Commentary & Opinion

Remote workers aren’t lazy. They’re humans responding to a crisis

By Andie Burjek

Apr. 8, 2020

If remote employees aren’t living up to productivity expectations right now, employers shouldn’t immediately jump to “slacking off” as the reason. 

Not only is this skewed worldview insulting to employees, but this degree of virtual micromanagement is insensitive to remote workers during the coronavirus pandemic. 

Also read: Remote Work is About Trust, Not Rules

In fact, studies show that employees are usually more productive at home than in the office. One survey of 1,004 full-time employees across the United States found that on average, remote employees worked 1.4 more days every month, or 16.8 more days every year, than those who worked in an office setting. Nicholas Bloom, an economics professor at Stanford University, found similar results in his two-year study about working from home. Remote working made employees more productive and less likely to quit, according to his study.

Working Well blog, workplace health and benefits blogYet there are some paranoid managers who envision their remote workers lying on the couch, shirking work and watching trashy daytime TV. This isn’t the reality for most workers in normal times, let alone during a pandemic. 

Remote workers aren’t on vacation right now. They’re dealing with the very real consequences of a deadly global outbreak. Most people are quarantining at home (if their job allows), avoiding people as much as they can, staying as safe as possible at the grocery store and home-schooling their children on top of their work and home responsibilities. 

Meanwhile, as more companies turn to layoffs and furloughs, even employed people have financial worries. What happens if they lose their job and employer-provided health insurance? What about workers who live paycheck to paycheck and worry about affording rent and food if they get laid off? The vast majority of employees won’t use working from home as an excuse to do less. Instead they’ll do what they can to stay relevant to their employer and not lose their job and their health care. 

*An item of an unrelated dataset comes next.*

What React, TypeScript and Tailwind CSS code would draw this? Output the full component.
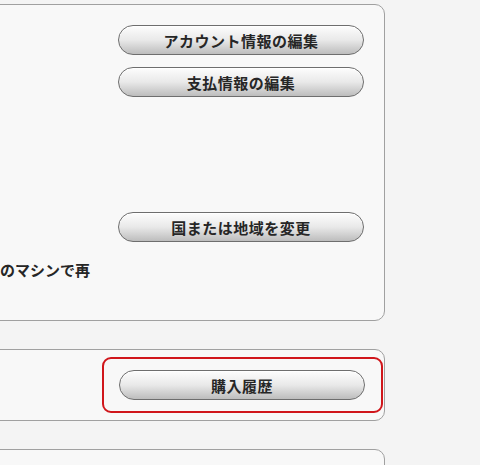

The COVID-19 pandemic has brought further responsibilities to many employee populations, like caregivers of children or sick family members. These people don’t have more freedom and free time due to their work-from-home status. According to a survey of 4,293 working parents that was conducted from March 28 through March 30, only 46.23 percent of men and 25.14 percent of women responded that they are able to juggle work and watching children. Even considering this “unequal divide of household labor” and how mothers are impacted most, most fathers are struggling, as well. 

Meanwhile, even if someone doesn’t take care of a child or sick family member, they still need to care for themselves. Maintaining one’s mental health is important during a pandemic, whether you simply feel more stressed than usual or have a mental illness that requires treatment and attention. 

According to the Centers for Disease Control and Prevention, people who may respond more strongly to the stress of the COVID-19 crisis include those who are especially vulnerable to the virus (older people and those with chronic diseases), children and teens, people with mental health or substance abuse issues and caregivers and health care providers who are helping others deal with health issues.

Months before COVID-19 spread to its first victim, I wrote a story for Workforce about presenteeism, and recently on LinkedIn Jude Smith Rachele, co-founder and CEO at management consulting company Abundant Sun Ltd, commented on the story. She made an astute observation concerning COVID-19 and presenteeism. 

“[It] seems the world has gone bonkers about sick leave and time off from work. I’m hoping despite what we are facing that many people STILL have paid vacation leave due to them. This work at home thing — and this even more ever-present ‘digital presenteeism at work’ — may make us forget that we can take time off even if we or those around us are not ill. Remember? We are supposed to take holidays [and] vacations to refresh,” she wrote.

This is a great comment, and not something I’ve seen a lot from employers. I understand that businesses as well as individuals are suffering right now. I’m not suggesting that companies should shift all focus from operations to comforting employees. But there needs to be a balance. 

Rather than expecting employees to be 100 percent productive all the time and expecting them to not take any time off unless it’s for the “right reasons,” employers also need to show sympathy to their workforces right now. People aren’t robots. They respond to the world around them. What we’re going through now with COVID-19 is anxiety-provoking at best and life-destroying at worst. 

Several months ago I interviewed Morgan Young, vice president of client services, employee benefits at Holmes Murphy, and what she said about productivity expectations is especially relevant now.

“You can acknowledge that fact that people are going to have struggles in their life and nobody is going to be at peak performance 100 percent of the time, and that’s OK. Employers can have a healthy conversation about that and know that, ‘If I can get [employees] through the valleys they have and back to their peak, we’re doing great,’ ” she said.